5th Round, #147 overall: Jordan Morgan, Offensive guard
With statistically one of the better offensive lines in the game Pace selecting a lineman was a bit questionable but he clearly saw something in Morgan while at the senior bowl. Another division II player Morgan will get knocked like Shaheen but think about this, he was DII lineman of the year. That’s pretty impressive and makes Morgan an intriguing developmental piece for the future. He played tackle in college but probably fits better as a guard in the NFL. If Charles Leno Jr fails to continue developing though Morgan could get a look at tackle. Desmond King the corner from Iowa went just a few picks later and would have filled a major need so that is a bit disappointing but clearly Pace saw something in Morgan to pick him.
Recap: In three drafts as the Bears general manager Pace has consistently picked the same typed of players.
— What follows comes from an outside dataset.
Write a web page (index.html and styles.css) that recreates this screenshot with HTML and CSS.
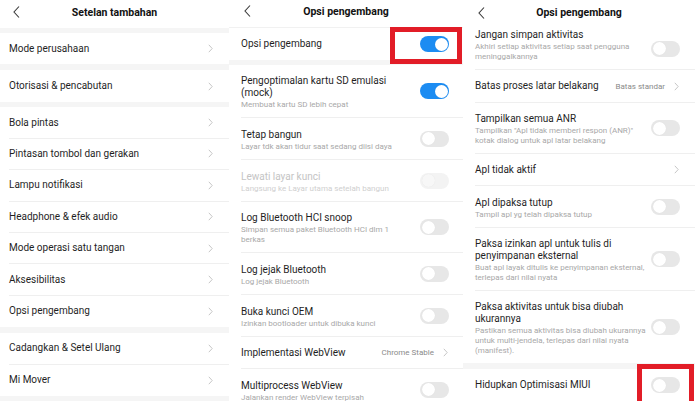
FILE: index.html
```html
<!DOCTYPE html>
<html lang="id">
<head>
<meta charset="utf-8">
<title>Opsi pengembang</title>
<link rel="stylesheet" href="styles.css">
</head>
<body>
<div class="screens">

  <section class="screen s1">
    <header class="bar">
      <svg class="back" viewBox="0 0 7 12"><polyline points="6,0.5 1,6 6,11.5"/></svg>
      <h1>Setelan tambahan</h1>
      <span></span>
    </header>
    <div class="band"></div>
    <div class="row plain last"><span class="label">Mode perusahaan</span><svg class="chev" viewBox="0 0 5 9"><polyline points="0.8,0.8 4.2,4.5 0.8,8.2"/></svg></div>
    <div class="band b6"></div>
    <div class="row plain last tall"><span class="label">Otorisasi &amp; pencabutan</span><svg class="chev" viewBox="0 0 5 9"><polyline points="0.8,0.8 4.2,4.5 0.8,8.2"/></svg></div>
    <div class="band"></div>
    <div class="row plain"><span class="label">Bola pintas</span><svg class="chev" viewBox="0 0 5 9"><polyline points="0.8,0.8 4.2,4.5 0.8,8.2"/></svg></div>
    <div class="row plain"><span class="label">Pintasan tombol dan gerakan</span><svg class="chev" viewBox="0 0 5 9"><polyline points="0.8,0.8 4.2,4.5 0.8,8.2"/></svg></div>
    <div class="row plain"><span class="label">Lampu notifikasi</span><svg class="chev" viewBox="0 0 5 9"><polyline points="0.8,0.8 4.2,4.5 0.8,8.2"/></svg></div>
    <div class="row plain"><span class="label">Headphone &amp; efek audio</span><svg class="chev" viewBox="0 0 5 9"><polyline points="0.8,0.8 4.2,4.5 0.8,8.2"/></svg></div>
    <div class="row plain"><span class="label">Mode operasi satu tangan</span><svg class="chev" viewBox="0 0 5 9"><polyline points="0.8,0.8 4.2,4.5 0.8,8.2"/></svg></div>
    <div class="row plain"><span class="label">Aksesibilitas</span><svg class="chev" viewBox="0 0 5 9"><polyline points="0.8,0.8 4.2,4.5 0.8,8.2"/></svg></div>
    <div class="row plain last"><span class="label">Opsi pengembang</span><svg class="chev" viewBox="0 0 5 9"><polyline points="0.8,0.8 4.2,4.5 0.8,8.2"/></svg></div>
    <div class="band b6"></div>
    <div class="row plain"><span class="label">Cadangkan &amp; Setel Ulang</span><svg class="chev" viewBox="0 0 5 9"><polyline points="0.8,0.8 4.2,4.5 0.8,8.2"/></svg></div>
    <div class="row plain last"><span class="label">Mi Mover</span><svg class="chev" viewBox="0 0 5 9"><polyline points="0.8,0.8 4.2,4.5 0.8,8.2"/></svg></div>
    <div class="band b6"></div>
  </section>

  <section class="screen s2">
    <header class="bar lined">
      <svg class="back" viewBox="0 0 7 12"><polyline points="6,0.5 1,6 6,11.5"/></svg>
      <h1>Opsi pengembang</h1>
      <span></span>
    </header>
    <div class="row plain last"><span class="label">Opsi pengembang</span><span class="toggle on"></span></div>
    <div class="band"></div>
    <div class="row"><div class="text"><span class="title">Pengoptimalan kartu SD emulasi<br>(mock)</span><span class="sub">Membuat kartu SD lebih cepat</span></div><span class="toggle on"></span></div>
    <div class="row"><div class="text"><span class="title">Tetap bangun</span><span class="sub">Layar tdk akan tidur saat sedang diisi daya</span></div><span class="toggle"></span></div>
    <div class="row disabled"><div class="text"><span class="title">Lewati layar kunci</span><span class="sub">Langsung ke Layar utama setelah bangun</span></div><span class="toggle"></span></div>
    <div class="row"><div class="text"><span class="title">Log Bluetooth HCI snoop</span><span class="sub">Simpan semua paket Bluetooth HCI dlm 1<br>berkas</span></div><span class="toggle"></span></div>
    <div class="row"><div class="text"><span class="title">Log jejak Bluetooth</span><span class="sub">Log jejak Bluetooth</span></div><span class="toggle"></span></div>
    <div class="row"><div class="text"><span class="title">Buka kunci OEM</span><span class="sub">Izinkan bootloader untuk dibuka kunci</span></div><span class="toggle"></span></div>
    <div class="row plain"><span class="label">Implementasi WebView</span><span class="value">Chrome Stable</span><svg class="chev" viewBox="0 0 5 9"><polyline points="0.8,0.8 4.2,4.5 0.8,8.2"/></svg></div>
    <div class="row"><div class="text"><span class="title">Multiprocess WebView</span><span class="sub">Jalankan render WebView terpisah</span></div><span class="toggle"></span></div>
    <div class="mark m2"></div>
  </section>

  <section class="screen s3">
    <header class="bar">
      <svg class="back" viewBox="0 0 7 12"><polyline points="6,0.5 1,6 6,11.5"/></svg>
      <h1>Opsi pengembang</h1>
      <span></span>
    </header>
    <div class="row cut"><div class="text"><span class="title">Jangan simpan aktivitas</span><span class="sub">Akhiri setiap aktivitas setiap saat pengguna<br>meninggalkannya</span></div><span class="toggle"></span></div>
    <div class="row plain wide"><span class="label">Batas proses latar belakang</span><span class="value">Batas standar</span><svg class="chev" viewBox="0 0 5 9"><polyline points="0.8,0.8 4.2,4.5 0.8,8.2"/></svg></div>
    <div class="row"><div class="text"><span class="title">Tampilkan semua ANR</span><span class="sub">Tampilkan "Apl tidak memberi respon (ANR)"<br>kotak dialog untuk apl latar belakang</span></div><span class="toggle"></span></div>
    <div class="row plain"><span class="label">Apl tidak aktif</span><svg class="chev" viewBox="0 0 5 9"><polyline points="0.8,0.8 4.2,4.5 0.8,8.2"/></svg></div>
    <div class="row"><div class="text"><span class="title">Apl dipaksa tutup</span><span class="sub">Tampil apl yg telah dipaksa tutup</span></div><span class="toggle"></span></div>
    <div class="row"><div class="text"><span class="title">Paksa izinkan apl untuk tulis di<br>penyimpanan eksternal</span><span class="sub">Buat apl layak ditulis ke penyimpanan eksternal,<br>terlepas dari nilai nyata</span></div><span class="toggle"></span></div>
    <div class="row last"><div class="text"><span class="title">Paksa aktivitas untuk bisa diubah<br>ukurannya</span><span class="sub">Pastikan semua aktivitas bisa diubah ukurannya<br>untuk multi-jendela, terlepas dari nilai nyata<br>(manifest).</span></div><span class="toggle"></span></div>
    <div class="band b6"></div>
    <div class="row plain last"><span class="label">Hidupkan Optimisasi MIUI</span><span class="toggle"></span></div>
    <div class="band b6"></div>
    <div class="mark m3"></div>
  </section>

</div>
</body>
</html>
```

FILE: styles.css
```css
* { box-sizing: border-box; }

html, body {
  margin: 0;
  padding: 0;
  background: #ffffff;
}

body {
  font-family: Roboto, "Liberation Sans", Arial, sans-serif;
  color: #1f1f1f;
  width: 695px;
  height: 401px;
  overflow: hidden;
}

.screens {
  display: flex;
  height: 401px;
}

.screen {
  position: relative;
  display: flex;
  flex-direction: column;
  background: #ffffff;
  overflow: hidden;
}

.s1 { width: 229px; }
.s2 { width: 234px; }
.s3 { width: 232px; }

/* header */
.bar {
  height: 28px;
  flex: none;
  display: grid;
  grid-template-columns: 1fr auto 1fr;
  align-items: center;
  background: #ffffff;
}

.bar.lined { border-bottom: 1px solid #f1f1f1; }

.bar h1 {
  margin: -3px 0 0;
  font-size: 10.5px;
  font-weight: 700;
  color: #111111;
  line-height: 14px;
}

.back {
  width: 7px;
  height: 12px;
  margin-left: 13px;
  margin-top: -4px;
  fill: none;
  stroke: #3a3a3a;
  stroke-width: 1.1;
}

.s2 .back { margin-left: 15px; margin-top: -6px; }
.s3 .back { margin-left: 15px; margin-top: -3px; }

/* separator bands */
.band {
  height: 5px;
  flex: none;
  background: #f5f5f5;
}
.band.b6 { height: 6px; }

/* rows */
.row {
  flex: none;
  display: flex;
  align-items: center;
  margin-left: 12px;
  padding-right: 14px;
  min-height: 42px;
  border-bottom: 1px solid #efefef;
}

.s1 .row { margin-left: 9px; padding-right: 15px; }
.s3 .row { padding-right: 15px; }

.row.last { border-bottom: none; }

.row.plain { min-height: 32px; height: 32px; }
.s1 .row.plain { height: 31.4px; min-height: 31.4px; }
.s1 .row.plain.tall { height: 32px; }
.s3 .row.plain.wide { height: 33px; }

.label {
  flex: 1;
  font-size: 10px;
  line-height: 12px;
  color: #1f1f1f;
  white-space: nowrap;
}

.text {
  flex: 1;
  display: flex;
  flex-direction: column;
  padding: 10px 0 7px;
}

.row.cut .text { padding-top: 1px; }
.row.cut { min-height: 41px; }

.title {
  font-size: 10px;
  line-height: 12px;
  color: #1f1f1f;
  white-space: nowrap;
}

.sub {
  margin-top: 1px;
  font-size: 8px;
  line-height: 10px;
  color: #a8a8a8;
  white-space: nowrap;
}

.row.disabled .title { color: #c4c4c4; }
.row.disabled .sub { color: #cfcfcf; }
.row.disabled .toggle { background: #f3f3f3; }
.row.disabled .toggle::after { background: #f7f7f7; }

.value {
  font-size: 8px;
  color: #8a8a8a;
  margin-right: 9px;
  white-space: nowrap;
}

.chev {
  flex: none;
  width: 5px;
  height: 9px;
  margin-right: 1px;
  fill: none;
  stroke: #c6c6c6;
  stroke-width: 1;
}

/* toggle switch */
.toggle {
  flex: none;
  position: relative;
  width: 29px;
  height: 16px;
  border-radius: 8px;
  background: #e7e7e7;
}

.toggle::after {
  content: "";
  position: absolute;
  top: 1.5px;
  left: 1.5px;
  width: 13px;
  height: 13px;
  border-radius: 50%;
  background: #ffffff;
  box-shadow: 0 0 1px rgba(0, 0, 0, 0.08);
}

.toggle.on { background: #1c8cf2; }
.toggle.on::after { left: auto; right: 1.5px; }

/* red highlight marks */
.mark {
  position: absolute;
  border: 5px solid #e21d27;
}

.m2 { left: 161px; top: 27px; width: 72px; height: 37px; }
.m3 { left: 174px; top: 364px; width: 57px; height: 42px; }
```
Good athletes with lots of upside, just upside that may take some time to capitalize on. Project players. Eddie Goldman. Adrian Amos. Leonard Floyd. Jordan Howard.
Ryan Pace has earned the fans trust even if the on field product isn’t quite there yet. We might look back on this draft in two years and wonder why we ever worried.
That being said though, the picks used on Cohen and Morgan could just as easily been used on defensive players and arguably should have been. However remember that the Bears did attack the defense in free agency and clearly Pace is confident in the players they got through the market. Still, a team can never have enough athletes on defense and the Bears only took one defensive player.